··· Data extract ···

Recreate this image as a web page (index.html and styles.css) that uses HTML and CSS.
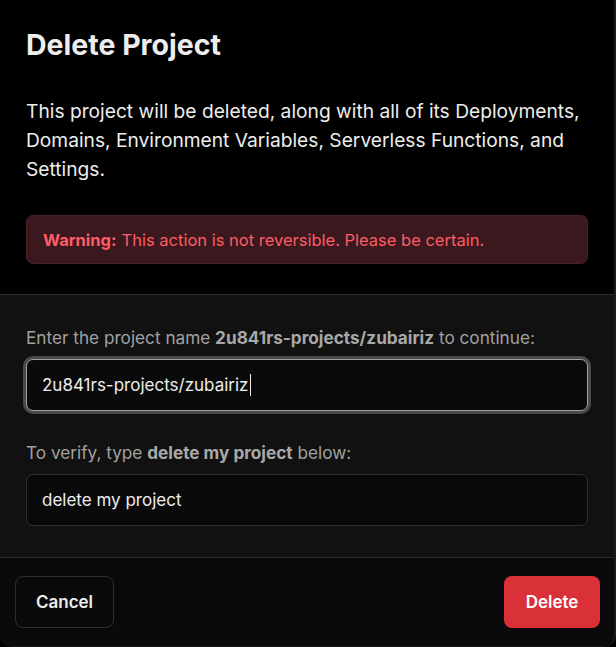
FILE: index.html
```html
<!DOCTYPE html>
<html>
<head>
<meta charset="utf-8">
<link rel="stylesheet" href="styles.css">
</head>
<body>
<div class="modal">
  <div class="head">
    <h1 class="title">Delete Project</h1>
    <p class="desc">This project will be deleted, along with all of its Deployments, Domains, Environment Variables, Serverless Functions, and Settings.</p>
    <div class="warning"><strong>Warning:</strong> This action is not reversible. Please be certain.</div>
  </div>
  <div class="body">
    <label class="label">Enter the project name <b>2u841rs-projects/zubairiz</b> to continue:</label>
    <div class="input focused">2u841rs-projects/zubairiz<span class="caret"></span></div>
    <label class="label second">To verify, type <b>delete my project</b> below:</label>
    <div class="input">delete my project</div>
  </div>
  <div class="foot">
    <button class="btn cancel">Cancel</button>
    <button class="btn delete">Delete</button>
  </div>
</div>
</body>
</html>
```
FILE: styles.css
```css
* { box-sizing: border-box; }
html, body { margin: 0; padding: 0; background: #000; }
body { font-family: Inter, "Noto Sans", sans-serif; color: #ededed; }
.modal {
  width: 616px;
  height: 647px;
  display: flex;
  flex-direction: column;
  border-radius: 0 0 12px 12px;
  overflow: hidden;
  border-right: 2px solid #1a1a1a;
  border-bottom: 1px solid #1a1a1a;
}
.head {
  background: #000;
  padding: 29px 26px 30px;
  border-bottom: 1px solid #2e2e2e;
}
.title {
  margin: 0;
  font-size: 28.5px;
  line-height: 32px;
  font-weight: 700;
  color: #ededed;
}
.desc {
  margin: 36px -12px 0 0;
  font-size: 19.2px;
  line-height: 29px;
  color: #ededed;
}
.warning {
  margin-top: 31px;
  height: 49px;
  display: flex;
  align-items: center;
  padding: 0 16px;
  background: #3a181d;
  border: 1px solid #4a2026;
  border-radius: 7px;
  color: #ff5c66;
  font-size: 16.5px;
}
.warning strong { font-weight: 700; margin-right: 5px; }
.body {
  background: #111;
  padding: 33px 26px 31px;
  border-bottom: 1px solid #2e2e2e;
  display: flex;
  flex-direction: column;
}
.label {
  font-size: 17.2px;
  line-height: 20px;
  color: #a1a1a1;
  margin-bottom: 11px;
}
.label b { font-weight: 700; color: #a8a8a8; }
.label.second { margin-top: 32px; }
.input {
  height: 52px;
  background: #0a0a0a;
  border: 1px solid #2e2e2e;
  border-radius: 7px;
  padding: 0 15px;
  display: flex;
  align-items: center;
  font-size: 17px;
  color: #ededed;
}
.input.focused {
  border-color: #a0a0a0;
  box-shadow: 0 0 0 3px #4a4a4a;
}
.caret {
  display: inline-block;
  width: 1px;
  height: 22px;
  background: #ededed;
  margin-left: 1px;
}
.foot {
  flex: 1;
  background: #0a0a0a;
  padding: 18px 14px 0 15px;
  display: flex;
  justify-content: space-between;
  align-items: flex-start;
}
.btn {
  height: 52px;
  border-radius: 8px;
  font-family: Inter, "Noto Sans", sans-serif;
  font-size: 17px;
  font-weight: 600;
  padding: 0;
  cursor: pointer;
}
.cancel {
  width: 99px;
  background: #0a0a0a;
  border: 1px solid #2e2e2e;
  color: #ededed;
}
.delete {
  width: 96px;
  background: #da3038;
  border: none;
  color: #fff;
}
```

···

Print out the whole of the material word for word, without pictures.

Recreate this image as a web page (index.html and styles.css) that uses HTML and CSS.
FILE: index.html
```html
<!DOCTYPE html>
<html>
<head>
<meta charset="utf-8">
<link rel="stylesheet" href="styles.css">
</head>
<body>
<div class="modal">
  <div class="head">
    <h1 class="title">Delete Project</h1>
    <p class="desc">This project will be deleted, along with all of its Deployments, Domains, Environment Variables, Serverless Functions, and Settings.</p>
    <div class="warning"><strong>Warning:</strong> This action is not reversible. Please be certain.</div>
  </div>
  <div class="body">
    <label class="label">Enter the project name <b>2u841rs-projects/zubairiz</b> to continue:</label>
    <div class="input focused">2u841rs-projects/zubairiz<span class="caret"></span></div>
    <label class="label second">To verify, type <b>delete my project</b> below:</label>
    <div class="input">delete my project</div>
  </div>
  <div class="foot">
    <button class="btn cancel">Cancel</button>
    <button class="btn delete">Delete</button>
  </div>
</div>
</body>
</html>
```
FILE: styles.css
```css
* { box-sizing: border-box; }
html, body { margin: 0; padding: 0; background: #000; }
body { font-family: Inter, "Noto Sans", sans-serif; color: #ededed; }
.modal {
  width: 616px;
  height: 647px;
  display: flex;
  flex-direction: column;
  border-radius: 0 0 12px 12px;
  overflow: hidden;
  border-right: 2px solid #1a1a1a;
  border-bottom: 1px solid #1a1a1a;
}
.head {
  background: #000;
  padding: 29px 26px 30px;
  border-bottom: 1px solid #2e2e2e;
}
.title {
  margin: 0;
  font-size: 28.5px;
  line-height: 32px;
  font-weight: 700;
  color: #ededed;
}
.desc {
  margin: 36px -12px 0 0;
  font-size: 19.2px;
  line-height: 29px;
  color: #ededed;
}
.warning {
  margin-top: 31px;
  height: 49px;
  display: flex;
  align-items: center;
  padding: 0 16px;
  background: #3a181d;
  border: 1px solid #4a2026;
  border-radius: 7px;
  color: #ff5c66;
  font-size: 16.5px;
}
.warning strong { font-weight: 700; margin-right: 5px; }
.body {
  background: #111;
  padding: 33px 26px 31px;
  border-bottom: 1px solid #2e2e2e;
  display: flex;
  flex-direction: column;
}
.label {
  font-size: 17.2px;
  line-height: 20px;
  color: #a1a1a1;
  margin-bottom: 11px;
}
.label b { font-weight: 700; color: #a8a8a8; }
.label.second { margin-top: 32px; }
.input {
  height: 52px;
  background: #0a0a0a;
  border: 1px solid #2e2e2e;
  border-radius: 7px;
  padding: 0 15px;
  display: flex;
  align-items: center;
  font-size: 17px;
  color: #ededed;
}
.input.focused {
  border-color: #a0a0a0;
  box-shadow: 0 0 0 3px #4a4a4a;
}
.caret {
  display: inline-block;
  width: 1px;
  height: 22px;
  background: #ededed;
  margin-left: 1px;
}
.foot {
  flex: 1;
  background: #0a0a0a;
  padding: 18px 14px 0 15px;
  display: flex;
  justify-content: space-between;
  align-items: flex-start;
}
.btn {
  height: 52px;
  border-radius: 8px;
  font-family: Inter, "Noto Sans", sans-serif;
  font-size: 17px;
  font-weight: 600;
  padding: 0;
  cursor: pointer;
}
.cancel {
  width: 99px;
  background: #0a0a0a;
  border: 1px solid #2e2e2e;
  color: #ededed;
}
.delete {
  width: 96px;
  background: #da3038;
  border: none;
  color: #fff;
}
```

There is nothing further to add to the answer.